Schumer is often thought of as a sex comic and the double binds imposed on women with regards to sex are frequently invoked in her routines. But shame is the real subject of her comedy. Schumer’s sketches and stand-up disclose a nightmare world in which the threat of shame is never far away. Often that shame has to do with body image – one bravura episode in the last season was entirely devoted to a brilliant reconstruction of Twelve Angry Men, with the jury now debating, in excruciating detail, and with alarming earnestness: is Amy Schumer hot enough to be on television?

There are new sources of shame and embarrassment everywhere; new ways in which she can be found wanting (does her rescue dog have enough problems?).
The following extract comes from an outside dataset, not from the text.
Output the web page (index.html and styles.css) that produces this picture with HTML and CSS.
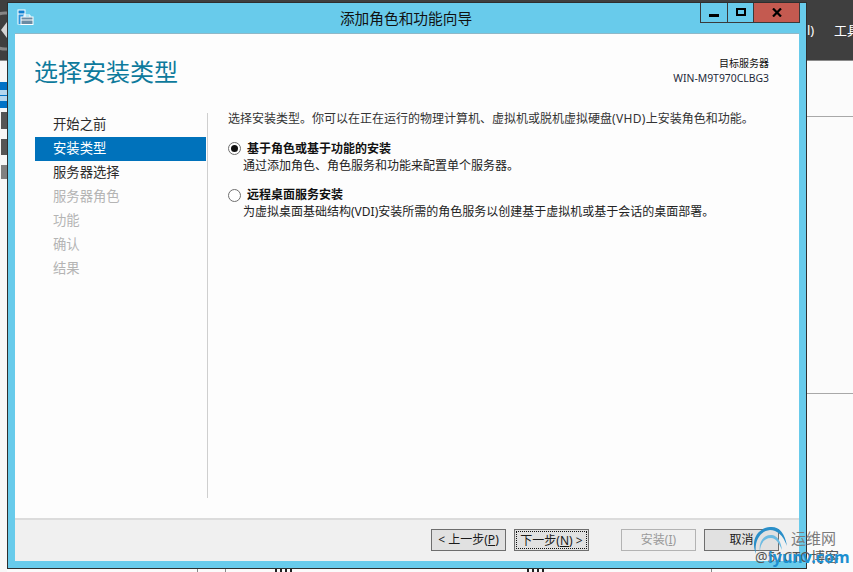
FILE: index.html
```html
<!DOCTYPE html>
<html lang="zh">
<head>
<meta charset="utf-8">
<title>添加角色和功能向导</title>
<link rel="stylesheet" href="styles.css">
</head>
<body>
<div class="desktop">
  <div class="bg-top">
    <svg class="bg-back" width="7" height="60" viewBox="0 0 7 60"><circle cx="5" cy="31" r="18" fill="none" stroke="#858585" stroke-width="3"/><path d="M1 30 L7 22 V38Z" fill="#d4d4d4"/></svg>
    <span class="bg-menu">l)</span>
    <span class="bg-menu bg-tools">工具</span>
  </div>
  <div class="bg-side">
    <div class="bg-side-sel"><i></i></div>
    <div class="bg-side-ico one"></div>
    <div class="bg-side-ico two"></div>
    <div class="bg-side-ico three"></div>
  </div>
  <div class="bg-line l1"></div>
  <div class="bg-line l2"></div>
  <div class="bg-foot f1"></div>
  <div class="bg-foot f2"></div>
  <div class="bg-foot f3"></div>
  <div class="bg-bits b1"></div>
  <div class="bg-bits b2"></div>

  <div class="window">
    <div class="titlebar">
      <svg class="app-icon" width="17" height="17" viewBox="0 0 17 17">
        <rect x="0.5" y="0.5" width="8" height="15" fill="#fff"/>
        <rect x="1.5" y="1.5" width="6" height="3" fill="#0e7ed0"/>
        <rect x="1.5" y="5.5" width="6" height="9.5" fill="#2b93dc"/>
        <rect x="4" y="8" width="12" height="7.5" fill="#6b8ba3" stroke="#fff"/>
        <path d="M7 8V6h6v2" fill="none" stroke="#fff"/>
        <path d="M4 11h12" stroke="#fff"/>
      </svg>
      <div class="title">添加角色和功能向导</div>
      <div class="controls">
        <div class="ctl ctl-min"><span class="glyph-min"></span></div>
        <div class="ctl ctl-max"><span class="glyph-max"></span></div>
        <div class="ctl ctl-close">
          <svg width="10" height="9" viewBox="0 0 10 9"><path d="M1 0.5 L9 8.5 M9 0.5 L1 8.5" stroke="#000" stroke-width="2.2"/></svg>
        </div>
      </div>
    </div>
    <div class="client">
      <div class="main">
        <header class="head">
          <h1 class="heading">选择安装类型</h1>
          <div class="target">
            <div class="target-label">目标服务器</div>
            <div>WIN-M9T970CLBG3</div>
          </div>
        </header>
        <div class="body">
          <nav class="nav">
            <div class="nav-item">开始之前</div>
            <div class="nav-item active">安装类型</div>
            <div class="nav-item">服务器选择</div>
            <div class="nav-item off">服务器角色</div>
            <div class="nav-item off">功能</div>
            <div class="nav-item off">确认</div>
            <div class="nav-item off">结果</div>
          </nav>
          <section class="content">
            <p class="intro">选择安装类型。你可以在正在运行的物理计算机、虚拟机或脱机虚拟硬盘<span class="latin">(VHD)</span>上安装角色和功能。</p>
            <div class="option first">
              <span class="radio checked"></span>
              <div>
                <div class="opt-title">基于角色或基于功能的安装</div>
                <div class="opt-desc">通过添加角色、角色服务和功能来配置单个服务器。</div>
              </div>
            </div>
            <div class="option second">
              <span class="radio"></span>
              <div>
                <div class="opt-title">远程桌面服务安装</div>
                <div class="opt-desc">为虚拟桌面基础结构(VDI)安装所需的角色服务以创建基于虚拟机或基于会话的桌面部署。</div>
              </div>
            </div>
          </section>
        </div>
      </div>
      <footer class="footer">
        <div class="btn">&lt; 上一步(<u>P</u>)</div>
        <div class="btn focus"><span>下一步(<u>N</u>) &gt;</span></div>
        <div class="btn disabled gap">安装(<u>I</u>)</div>
        <div class="btn">取消</div>
      </footer>
    </div>
  </div>

  <div class="mark">
    <svg class="mark-swirl" width="42" height="44" viewBox="0 0 42 44">
      <path d="M6 32 C0 18 8 6 20 5 C29 4 35 11 37 24 C33 13 27 8 20 8 C10 9 4 19 6 32Z" fill="#2a8fc9"/>
      <path d="M10 30 C8 20 14 12 22 13 C28 14 31 20 32 28 C29 21 26 16 21 16 C14 16 10 22 10 30Z" fill="#6dbbe2"/>
    </svg>
    <span class="mark-cn">运维网</span>
    <span class="mark-sub">@51CTO博客</span>
    <span class="mark-url">iyunv.com</span>
  </div>
</div>
</body>
</html>
```
FILE: styles.css
```css
* { box-sizing: border-box; }
html, body { margin: 0; padding: 0; }
body { font-family: "Noto Sans", "Noto Sans CJK SC", sans-serif; color: #1e1e1e; }
.desktop { position: relative; width: 853px; height: 572px; overflow: hidden; background: #fbfbfb; }

.bg-top { position: absolute; left: 0; top: 0; width: 853px; height: 61px; background: #3f3f3f; border-bottom: 1px solid #8a8a8a; }
.bg-back { position: absolute; left: 0; top: 0; }
.bg-menu { position: absolute; left: 807px; top: 21px; font-size: 13px; line-height: 18px; color: #fff; }
.bg-tools { left: 834px; width: 19px; white-space: nowrap; overflow: hidden; }
.bg-side { position: absolute; left: 0; top: 61px; width: 7px; height: 511px; background: #f7f7f7; }
.bg-side-sel { position: absolute; left: 0; top: 21px; width: 7px; height: 26px; background: #0072c6; }
.bg-side-sel i { display: block; position: absolute; left: 0; top: 8px; width: 7px; height: 11px; background: linear-gradient(#b5d6ee 0 5px, #0072c6 5px 6px, #b5d6ee 6px); }
.bg-side-ico { position: absolute; left: 1px; width: 6px; background: #555; }
.bg-side-ico.one { top: 51px; height: 17px; }
.bg-side-ico.two { top: 78px; height: 16px; }
.bg-side-ico.three { top: 104px; height: 14px; background: #808080; }
.bg-line { position: absolute; left: 807px; width: 46px; height: 1px; background: #a8a8a8; }
.bg-line.l1 { top: 116px; }
.bg-line.l2 { top: 393px; }
.bg-foot { position: absolute; top: 569px; width: 1px; height: 3px; background: #888; }
.f1 { left: 197px; }
.f2 { left: 225px; }
.f3 { left: 711px; }
.bg-bits { position: absolute; top: 569px; width: 20px; height: 3px; background: repeating-linear-gradient(90deg, #222 0 2px, transparent 2px 5px); }
.b1 { left: 275px; }
.b2 { left: 527px; }

.window { position: absolute; left: 7px; top: 2px; width: 800px; height: 567px; border: 1px solid #2e2e2e; background: #68cbeb; display: flex; flex-direction: column; padding: 0 7px 7px 7px; }
.titlebar { height: 30px; position: relative; flex: none; display: flex; align-items: flex-start; justify-content: center; }
.app-icon { position: absolute; left: 2px; top: 6px; }
.title { font-size: 14.7px; line-height: 20px; margin-top: 5px; color: #111; padding-right: 2px; }
.controls { position: absolute; right: -1px; top: 0; display: flex; height: 20px; border: 1px solid #3a3a3a; border-top: 0; }
.ctl { display: flex; align-items: center; justify-content: center; height: 100%; }
.ctl-min { width: 27px; border-right: 1px solid #3a3a3a; }
.ctl-max { width: 26px; border-right: 1px solid #3a3a3a; }
.ctl-close { width: 45px; background: #c45a50; }
.glyph-min { display: block; width: 10px; height: 3px; background: #000; margin-top: 5px; }
.glyph-max { display: block; width: 10px; height: 8px; border: 2px solid #000; margin-top: -1px; }

.client { flex: 1; background: #fdfdfd; display: flex; flex-direction: column; border-top: 1px solid #8fb8c8; }
.main { flex: 1; display: flex; flex-direction: column; min-height: 0; padding: 0 0 20px 20px; }
.head { display: flex; justify-content: space-between; align-items: flex-start; height: 79px; padding: 21px 30px 0 0; flex: none; }
.heading { margin: 0 0 0 -1px; font-weight: 400; font-size: 24px; line-height: 34px; color: #0d7a9c; }
.target { font-size: 10.4px; line-height: 15px; text-align: right; color: #1e2a3a; margin-top: 1px; }
.target-label { font-size: 10px; color: #111; }
.body { flex: 1; display: flex; min-height: 0; }
.nav { width: 173px; flex: none; border-right: 1px solid #cfcfcf; display: flex; flex-direction: column; }
.nav-item { width: 171px; height: 24px; font-size: 13.33px; line-height: 22px; padding-left: 18px; color: #2c2c2c; }
.nav-item.active { background: #0072bb; color: #fff; }
.nav-item.off { color: #b4b4b4; }
.content { flex: 1; padding: 0 0 0 20px; font-size: 12px; line-height: 16px; }
.intro { margin: -2px 0 0; color: #333; white-space: nowrap; }
.latin { letter-spacing: 0.35px; }
.option { display: flex; gap: 6px; align-items: flex-start; position: relative; }
.first { margin-top: 13px; }
.second { margin-top: 12px; }
.radio { flex: none; width: 13px; height: 13px; border-radius: 50%; border: 1px solid #6f6f6f; background: #fff; margin: 2px 0 0; position: relative; }
.second .radio { margin-top: 3px; }
.radio.checked::after { content: ""; position: absolute; left: 2px; top: 2px; width: 7px; height: 7px; border-radius: 50%; background: #111; }
.opt-title { font-weight: 700; color: #111; line-height: 17px; }
.opt-desc { margin-left: -4px; color: #222; line-height: 17px; white-space: nowrap; }

.footer { flex: none; height: 43px; background: #f0f0f0; border-top: 2px solid #dcdcdc; display: flex; align-items: flex-start; padding: 9px 0 0 416px; gap: 8px; }
.btn { width: 75px; height: 22px; border: 1px solid #6e6e6e; background: #e1e1e1; font-size: 12px; line-height: 20px; text-align: center; color: #1a1a1a; white-space: nowrap; }
.btn.focus { padding: 1px; }
.btn.focus span { display: block; height: 18px; line-height: 18px; border: 1px dotted #111; }
.btn.disabled { background: #efefef; border-color: #b3b3b3; color: #9a9a9a; }
.gap { margin-left: 24px; }

.mark { position: absolute; left: 750px; top: 522px; width: 103px; height: 50px; }
.mark-swirl { position: absolute; left: 0; top: 0; }
.mark-cn { position: absolute; left: 41px; top: 5px; font-size: 15px; line-height: 22px; color: #7b7b7b; white-space: nowrap; }
.mark-sub { position: absolute; left: 5px; top: 25px; font-size: 14px; line-height: 20px; color: #555; white-space: nowrap; }
.mark-url { position: absolute; left: 18px; top: 25px; font-size: 16px; line-height: 20px; font-weight: 700; color: #1d8fd0; white-space: nowrap; }
```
Humour becomes the antidote to this pervasive shame, a temporary release from the quest to meet impossible demands, an opportunity for fellow feeling instead of relentless competition. In some of the most painful sketches in the show, Schumer anatomises the ways in which women are invited to degrade themselves competitively: the woman who is the most insulting about herself when she receives a compliment wins.

The laughter here doesn’t reinforce current social codes. It exposes instead their impasses, their gaps and their (gendered) inconsistencies. If someone like The Office’s David Brent was simply incapable of shame, then Schumer’s work promises the possibility of a refusal of shame. In highlighting the sources of social anxiety, the shared laughter that Schumer provokes allows us momentarily to experience a world where that anxiety has dissipated.